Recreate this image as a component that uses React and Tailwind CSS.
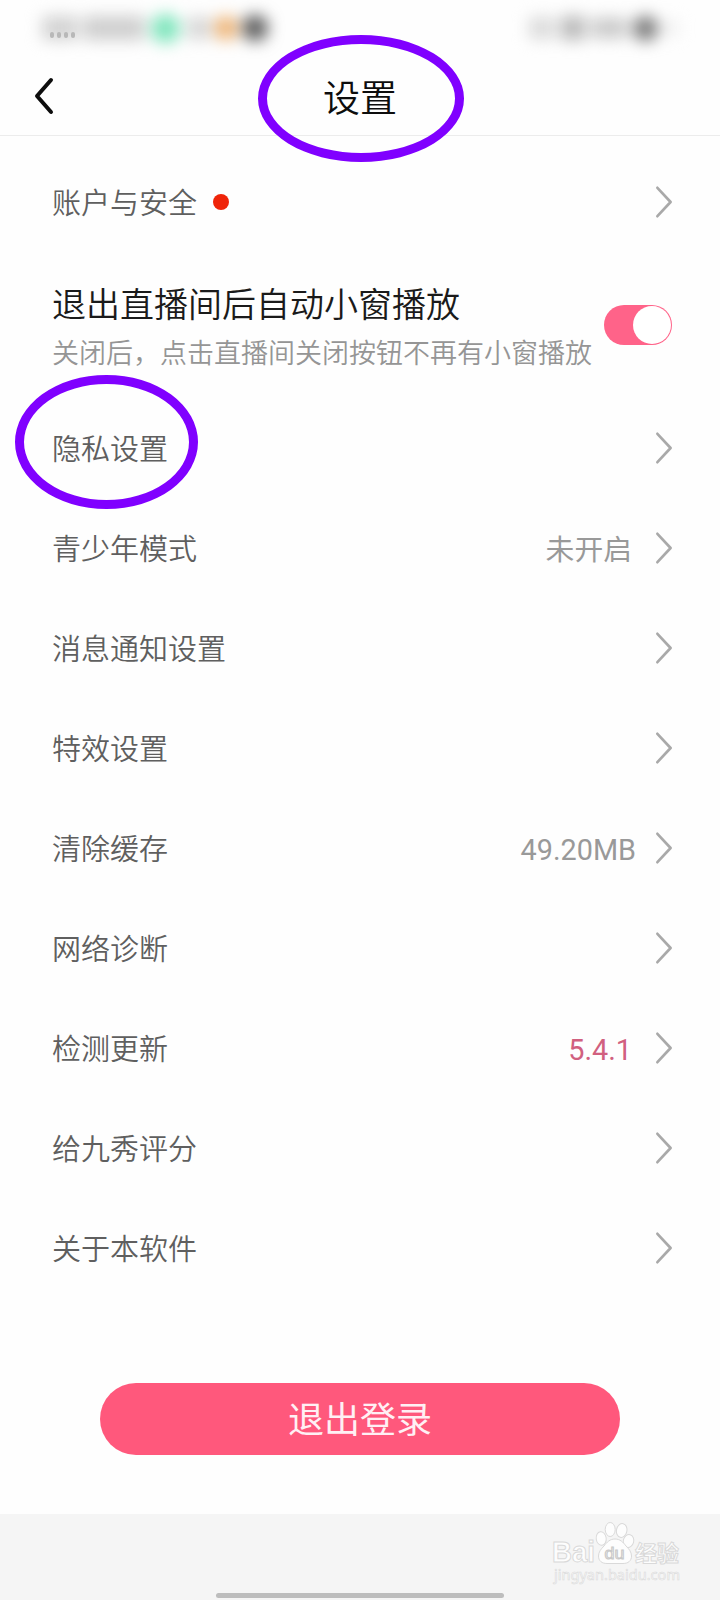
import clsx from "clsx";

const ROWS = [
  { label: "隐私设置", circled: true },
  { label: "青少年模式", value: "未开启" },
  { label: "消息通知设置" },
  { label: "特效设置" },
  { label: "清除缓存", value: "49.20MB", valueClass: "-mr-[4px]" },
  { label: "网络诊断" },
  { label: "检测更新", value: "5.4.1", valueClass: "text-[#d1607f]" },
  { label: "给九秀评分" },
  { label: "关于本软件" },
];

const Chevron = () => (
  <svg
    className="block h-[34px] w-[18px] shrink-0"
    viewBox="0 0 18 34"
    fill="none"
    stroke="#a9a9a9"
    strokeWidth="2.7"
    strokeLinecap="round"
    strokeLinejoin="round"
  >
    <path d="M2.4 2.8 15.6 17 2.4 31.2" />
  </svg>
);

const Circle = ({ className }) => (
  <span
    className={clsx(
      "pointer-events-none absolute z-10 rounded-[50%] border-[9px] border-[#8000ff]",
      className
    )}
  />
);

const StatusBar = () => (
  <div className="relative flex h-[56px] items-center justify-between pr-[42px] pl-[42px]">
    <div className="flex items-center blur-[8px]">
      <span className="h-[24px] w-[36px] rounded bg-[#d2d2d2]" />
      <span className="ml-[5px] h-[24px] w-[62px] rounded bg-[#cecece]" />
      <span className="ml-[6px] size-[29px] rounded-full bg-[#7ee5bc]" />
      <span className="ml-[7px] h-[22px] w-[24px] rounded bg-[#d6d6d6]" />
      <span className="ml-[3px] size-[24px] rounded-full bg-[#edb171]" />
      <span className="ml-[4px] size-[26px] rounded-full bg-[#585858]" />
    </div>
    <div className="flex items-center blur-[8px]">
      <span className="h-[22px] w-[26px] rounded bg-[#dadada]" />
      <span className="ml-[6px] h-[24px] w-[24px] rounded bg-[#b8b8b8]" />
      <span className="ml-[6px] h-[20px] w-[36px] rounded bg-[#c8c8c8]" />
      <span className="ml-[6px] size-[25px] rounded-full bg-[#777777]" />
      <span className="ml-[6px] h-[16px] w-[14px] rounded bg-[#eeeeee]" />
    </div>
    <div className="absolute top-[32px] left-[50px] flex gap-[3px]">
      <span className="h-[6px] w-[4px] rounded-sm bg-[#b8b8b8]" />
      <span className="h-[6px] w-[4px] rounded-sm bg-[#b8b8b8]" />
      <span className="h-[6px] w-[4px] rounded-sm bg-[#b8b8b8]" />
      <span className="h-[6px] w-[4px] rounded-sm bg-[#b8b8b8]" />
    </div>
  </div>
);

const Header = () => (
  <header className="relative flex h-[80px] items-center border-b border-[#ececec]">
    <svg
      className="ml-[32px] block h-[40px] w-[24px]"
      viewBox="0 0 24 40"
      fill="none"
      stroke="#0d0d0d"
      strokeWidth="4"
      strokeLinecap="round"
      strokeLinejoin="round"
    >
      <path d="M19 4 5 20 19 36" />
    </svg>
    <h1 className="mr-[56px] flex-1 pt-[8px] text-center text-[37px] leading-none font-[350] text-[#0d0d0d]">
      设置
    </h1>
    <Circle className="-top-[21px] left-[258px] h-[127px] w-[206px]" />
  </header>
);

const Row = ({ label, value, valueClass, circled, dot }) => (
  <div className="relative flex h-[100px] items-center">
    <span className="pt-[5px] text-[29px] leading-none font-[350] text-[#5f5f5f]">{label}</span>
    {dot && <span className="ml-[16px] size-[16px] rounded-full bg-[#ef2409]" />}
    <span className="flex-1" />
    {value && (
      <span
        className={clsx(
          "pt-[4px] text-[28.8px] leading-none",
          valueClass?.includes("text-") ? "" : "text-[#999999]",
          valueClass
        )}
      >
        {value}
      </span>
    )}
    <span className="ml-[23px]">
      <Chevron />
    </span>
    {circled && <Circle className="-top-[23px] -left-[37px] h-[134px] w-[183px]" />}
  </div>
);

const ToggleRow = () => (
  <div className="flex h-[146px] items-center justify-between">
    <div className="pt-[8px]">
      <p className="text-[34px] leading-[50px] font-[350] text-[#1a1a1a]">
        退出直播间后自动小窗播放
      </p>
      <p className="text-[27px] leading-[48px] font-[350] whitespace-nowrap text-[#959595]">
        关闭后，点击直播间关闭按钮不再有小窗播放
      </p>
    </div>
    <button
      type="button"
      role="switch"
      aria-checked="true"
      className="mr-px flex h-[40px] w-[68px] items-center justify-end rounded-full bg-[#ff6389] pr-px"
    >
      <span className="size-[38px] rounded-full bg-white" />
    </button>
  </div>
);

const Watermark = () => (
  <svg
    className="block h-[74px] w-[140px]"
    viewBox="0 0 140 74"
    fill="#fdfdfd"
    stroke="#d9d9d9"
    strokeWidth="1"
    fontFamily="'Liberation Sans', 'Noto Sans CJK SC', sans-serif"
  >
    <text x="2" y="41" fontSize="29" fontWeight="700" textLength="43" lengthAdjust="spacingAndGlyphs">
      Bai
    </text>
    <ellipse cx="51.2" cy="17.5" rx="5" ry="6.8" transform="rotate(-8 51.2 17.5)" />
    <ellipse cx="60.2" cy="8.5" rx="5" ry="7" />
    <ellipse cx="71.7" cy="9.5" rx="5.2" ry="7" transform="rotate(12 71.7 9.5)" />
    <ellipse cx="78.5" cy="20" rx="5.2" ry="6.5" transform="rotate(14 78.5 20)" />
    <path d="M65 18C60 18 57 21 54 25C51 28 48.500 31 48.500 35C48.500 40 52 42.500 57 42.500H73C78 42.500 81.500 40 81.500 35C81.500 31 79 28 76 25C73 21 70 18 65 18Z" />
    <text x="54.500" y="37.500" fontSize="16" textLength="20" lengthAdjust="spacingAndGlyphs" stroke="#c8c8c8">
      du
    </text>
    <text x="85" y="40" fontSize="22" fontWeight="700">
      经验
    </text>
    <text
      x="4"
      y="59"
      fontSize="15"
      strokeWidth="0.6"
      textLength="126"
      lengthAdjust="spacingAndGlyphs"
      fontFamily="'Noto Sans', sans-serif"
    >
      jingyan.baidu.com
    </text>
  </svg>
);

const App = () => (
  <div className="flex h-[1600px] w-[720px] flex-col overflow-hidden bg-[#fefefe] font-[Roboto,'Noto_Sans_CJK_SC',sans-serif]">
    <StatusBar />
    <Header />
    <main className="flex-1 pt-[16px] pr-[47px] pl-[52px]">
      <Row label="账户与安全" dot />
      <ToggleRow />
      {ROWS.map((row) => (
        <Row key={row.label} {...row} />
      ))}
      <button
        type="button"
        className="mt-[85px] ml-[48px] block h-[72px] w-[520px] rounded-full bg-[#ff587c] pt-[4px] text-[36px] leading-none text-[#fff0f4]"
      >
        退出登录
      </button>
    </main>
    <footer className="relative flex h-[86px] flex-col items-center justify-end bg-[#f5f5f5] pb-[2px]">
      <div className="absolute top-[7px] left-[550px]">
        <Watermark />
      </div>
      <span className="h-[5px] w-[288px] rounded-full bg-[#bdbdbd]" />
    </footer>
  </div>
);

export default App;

— Instructions to follow —
Omit pictures; set down the rest of the material word for word.

— The output —
Recreate this image as a component that uses React and Tailwind CSS.
import clsx from "clsx";

const ROWS = [
  { label: "隐私设置", circled: true },
  { label: "青少年模式", value: "未开启" },
  { label: "消息通知设置" },
  { label: "特效设置" },
  { label: "清除缓存", value: "49.20MB", valueClass: "-mr-[4px]" },
  { label: "网络诊断" },
  { label: "检测更新", value: "5.4.1", valueClass: "text-[#d1607f]" },
  { label: "给九秀评分" },
  { label: "关于本软件" },
];

const Chevron = () => (
  <svg
    className="block h-[34px] w-[18px] shrink-0"
    viewBox="0 0 18 34"
    fill="none"
    stroke="#a9a9a9"
    strokeWidth="2.7"
    strokeLinecap="round"
    strokeLinejoin="round"
  >
    <path d="M2.4 2.8 15.6 17 2.4 31.2" />
  </svg>
);

const Circle = ({ className }) => (
  <span
    className={clsx(
      "pointer-events-none absolute z-10 rounded-[50%] border-[9px] border-[#8000ff]",
      className
    )}
  />
);

const StatusBar = () => (
  <div className="relative flex h-[56px] items-center justify-between pr-[42px] pl-[42px]">
    <div className="flex items-center blur-[8px]">
      <span className="h-[24px] w-[36px] rounded bg-[#d2d2d2]" />
      <span className="ml-[5px] h-[24px] w-[62px] rounded bg-[#cecece]" />
      <span className="ml-[6px] size-[29px] rounded-full bg-[#7ee5bc]" />
      <span className="ml-[7px] h-[22px] w-[24px] rounded bg-[#d6d6d6]" />
      <span className="ml-[3px] size-[24px] rounded-full bg-[#edb171]" />
      <span className="ml-[4px] size-[26px] rounded-full bg-[#585858]" />
    </div>
    <div className="flex items-center blur-[8px]">
      <span className="h-[22px] w-[26px] rounded bg-[#dadada]" />
      <span className="ml-[6px] h-[24px] w-[24px] rounded bg-[#b8b8b8]" />
      <span className="ml-[6px] h-[20px] w-[36px] rounded bg-[#c8c8c8]" />
      <span className="ml-[6px] size-[25px] rounded-full bg-[#777777]" />
      <span className="ml-[6px] h-[16px] w-[14px] rounded bg-[#eeeeee]" />
    </div>
    <div className="absolute top-[32px] left-[50px] flex gap-[3px]">
      <span className="h-[6px] w-[4px] rounded-sm bg-[#b8b8b8]" />
      <span className="h-[6px] w-[4px] rounded-sm bg-[#b8b8b8]" />
      <span className="h-[6px] w-[4px] rounded-sm bg-[#b8b8b8]" />
      <span className="h-[6px] w-[4px] rounded-sm bg-[#b8b8b8]" />
    </div>
  </div>
);

const Header = () => (
  <header className="relative flex h-[80px] items-center border-b border-[#ececec]">
    <svg
      className="ml-[32px] block h-[40px] w-[24px]"
      viewBox="0 0 24 40"
      fill="none"
      stroke="#0d0d0d"
      strokeWidth="4"
      strokeLinecap="round"
      strokeLinejoin="round"
    >
      <path d="M19 4 5 20 19 36" />
    </svg>
    <h1 className="mr-[56px] flex-1 pt-[8px] text-center text-[37px] leading-none font-[350] text-[#0d0d0d]">
      设置
    </h1>
    <Circle className="-top-[21px] left-[258px] h-[127px] w-[206px]" />
  </header>
);

const Row = ({ label, value, valueClass, circled, dot }) => (
  <div className="relative flex h-[100px] items-center">
    <span className="pt-[5px] text-[29px] leading-none font-[350] text-[#5f5f5f]">{label}</span>
    {dot && <span className="ml-[16px] size-[16px] rounded-full bg-[#ef2409]" />}
    <span className="flex-1" />
    {value && (
      <span
        className={clsx(
          "pt-[4px] text-[28.8px] leading-none",
          valueClass?.includes("text-") ? "" : "text-[#999999]",
          valueClass
        )}
      >
        {value}
      </span>
    )}
    <span className="ml-[23px]">
      <Chevron />
    </span>
    {circled && <Circle className="-top-[23px] -left-[37px] h-[134px] w-[183px]" />}
  </div>
);

const ToggleRow = () => (
  <div className="flex h-[146px] items-center justify-between">
    <div className="pt-[8px]">
      <p className="text-[34px] leading-[50px] font-[350] text-[#1a1a1a]">
        退出直播间后自动小窗播放
      </p>
      <p className="text-[27px] leading-[48px] font-[350] whitespace-nowrap text-[#959595]">
        关闭后，点击直播间关闭按钮不再有小窗播放
      </p>
    </div>
    <button
      type="button"
      role="switch"
      aria-checked="true"
      className="mr-px flex h-[40px] w-[68px] items-center justify-end rounded-full bg-[#ff6389] pr-px"
    >
      <span className="size-[38px] rounded-full bg-white" />
    </button>
  </div>
);

const Watermark = () => (
  <svg
    className="block h-[74px] w-[140px]"
    viewBox="0 0 140 74"
    fill="#fdfdfd"
    stroke="#d9d9d9"
    strokeWidth="1"
    fontFamily="'Liberation Sans', 'Noto Sans CJK SC', sans-serif"
  >
    <text x="2" y="41" fontSize="29" fontWeight="700" textLength="43" lengthAdjust="spacingAndGlyphs">
      Bai
    </text>
    <ellipse cx="51.2" cy="17.5" rx="5" ry="6.8" transform="rotate(-8 51.2 17.5)" />
    <ellipse cx="60.2" cy="8.5" rx="5" ry="7" />
    <ellipse cx="71.7" cy="9.5" rx="5.2" ry="7" transform="rotate(12 71.7 9.5)" />
    <ellipse cx="78.5" cy="20" rx="5.2" ry="6.5" transform="rotate(14 78.5 20)" />
    <path d="M65 18C60 18 57 21 54 25C51 28 48.500 31 48.500 35C48.500 40 52 42.500 57 42.500H73C78 42.500 81.500 40 81.500 35C81.500 31 79 28 76 25C73 21 70 18 65 18Z" />
    <text x="54.500" y="37.500" fontSize="16" textLength="20" lengthAdjust="spacingAndGlyphs" stroke="#c8c8c8">
      du
    </text>
    <text x="85" y="40" fontSize="22" fontWeight="700">
      经验
    </text>
    <text
      x="4"
      y="59"
      fontSize="15"
      strokeWidth="0.6"
      textLength="126"
      lengthAdjust="spacingAndGlyphs"
      fontFamily="'Noto Sans', sans-serif"
    >
      jingyan.baidu.com
    </text>
  </svg>
);

const App = () => (
  <div className="flex h-[1600px] w-[720px] flex-col overflow-hidden bg-[#fefefe] font-[Roboto,'Noto_Sans_CJK_SC',sans-serif]">
    <StatusBar />
    <Header />
    <main className="flex-1 pt-[16px] pr-[47px] pl-[52px]">
      <Row label="账户与安全" dot />
      <ToggleRow />
      {ROWS.map((row) => (
        <Row key={row.label} {...row} />
      ))}
      <button
        type="button"
        className="mt-[85px] ml-[48px] block h-[72px] w-[520px] rounded-full bg-[#ff587c] pt-[4px] text-[36px] leading-none text-[#fff0f4]"
      >
        退出登录
      </button>
    </main>
    <footer className="relative flex h-[86px] flex-col items-center justify-end bg-[#f5f5f5] pb-[2px]">
      <div className="absolute top-[7px] left-[550px]">
        <Watermark />
      </div>
      <span className="h-[5px] w-[288px] rounded-full bg-[#bdbdbd]" />
    </footer>
  </div>
);

export default App;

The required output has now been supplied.